This Is Cinema

in 35th Montreal World Film Festival

by Dominique Martinez

A film festival is like a menu from which you, yourself, can and should, choose the tastiest dishes. But there are situations where you need to rely on others. That is exactly what happens for Ms. Pilar, who is about to turn 81, shares her quiet house located in a provincial part of Peru with Consuelo and Milagros, her two maids, and Tuna, her dearest dog. The daily routine in this household, where all days are the same, revolves around routine, basic events: defrosting the fridge, having meals, taking the medicines, washing and cleaning. The telephone suddenly interrupts this stillness. Patricia, one of Pilars daughters calls to announce her arrival in a few hours along with her own daughter, her daughters’ husband and their baby daughter in tow. After having anxiously agreed, the hostess immediately gets frantic about getting everything ready. By offering the main role to Elide Brero who played in Caidos del Cielo, directed in 1990 by the director’s father, the film director Francisco J. Lombardi, young Joanna Lombardi Pollarolo elegantly acknowledges her artistic pedigree. But then also strongly affirms her independence by the very personal subject and sincere narrative of her first film. Entirely shot in long sequence plans — some of them last almost ten minutes — the main plot features three generations of mothers coexisting under the same roof for one night, sometimes interacting, sometimes trying to avoid each other. No real clash, no spectacular face to face, or big hugs.

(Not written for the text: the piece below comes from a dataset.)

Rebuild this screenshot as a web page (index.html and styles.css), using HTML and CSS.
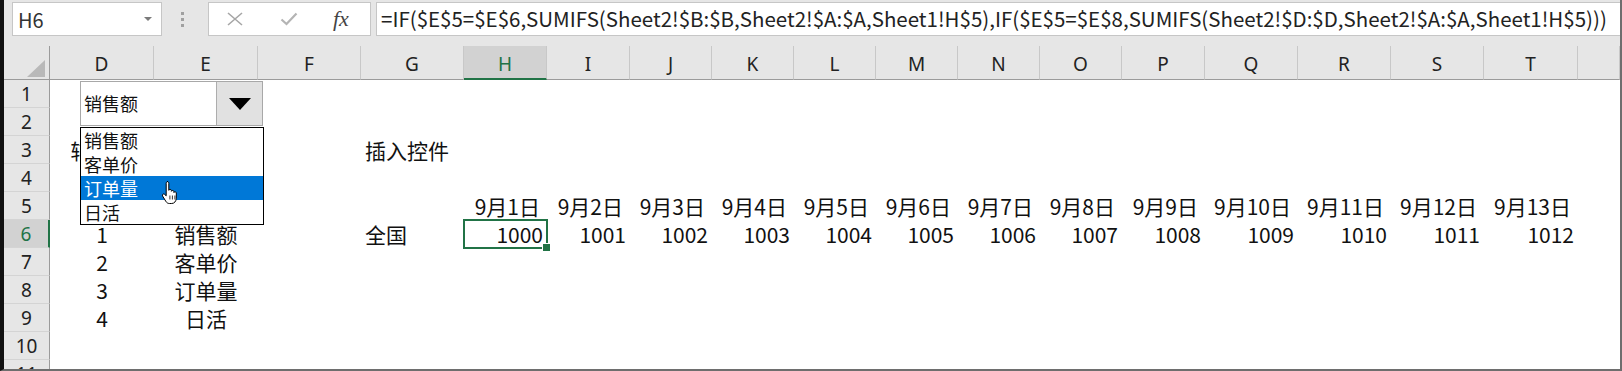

Lombardi chooses the introversion, the suggestions of a silent gesture, the evocations of the hors-champs using those still frames in which different characters enter, inhabit and then leave as they come across each other. The loneliness, the hopeless but still needed passion to be together burns slowly and surely. The imprisonment of everyone is tangible: Ms Pilar is focused on the food — the only close ups are of a bunch of beans, some onion cuts, a piece of chocolate cake — and on her dog Tuna. Her daughter Patricia is softly possessed by her jealousy over the absent but always favoured sister Anna and the omnipresence of the — what seems, a much better loved animal. Her own daughter is constantly worried over the baby she struggles to breastfeed. In their turn, the two maids inhabit their own worlds, well beyond the social drift that is made obvious by having them always on their feet during the visit of Ms Pilar’s family. Consuelo is only longing for the time when she could watch her favourite soap opera show, while Milagros impatiently waits for the moment when she would be able to slip out of the house and be body and soul where her obsessive clandestine texting is luring her to. The characters often appear to be just off the frame, partially hidden by a window, a door, a pillar, a wall or by a dark shadow, produced by the sharp contrast lighting. But all of them seem bound to each other during that one dark night, in this huis clos of a house, where all the cupboards are kept carefully locked up as a most appropriate simile of these women’s determination to keep their true selves under key. Finally, the specially brought birthday chocolate cake, which appears to be rotten, is yet another dark visual metaphor… In the meantime, the narrative softens this suffocating feeling by investing in a  poetic dimension: the bright light of the morning in the small garden, the flavour of nostalgia, brought on by the very special home-made bread, sweet souvenir of “the familiar smell, exuding from the bed sheets” as the grand daughter recalls… and the clair-obscur that sometimes takes over the house interior, epitomizing a pause in this impossible, universal and so intimate struggle. It is also a hope, a promise. Thus the powerful nature of a mother’s love is revealed in sharp focus with all of its nuances and all of its stiffness. This is not a fairy tale. This is a faithful slice of life. This is cinema.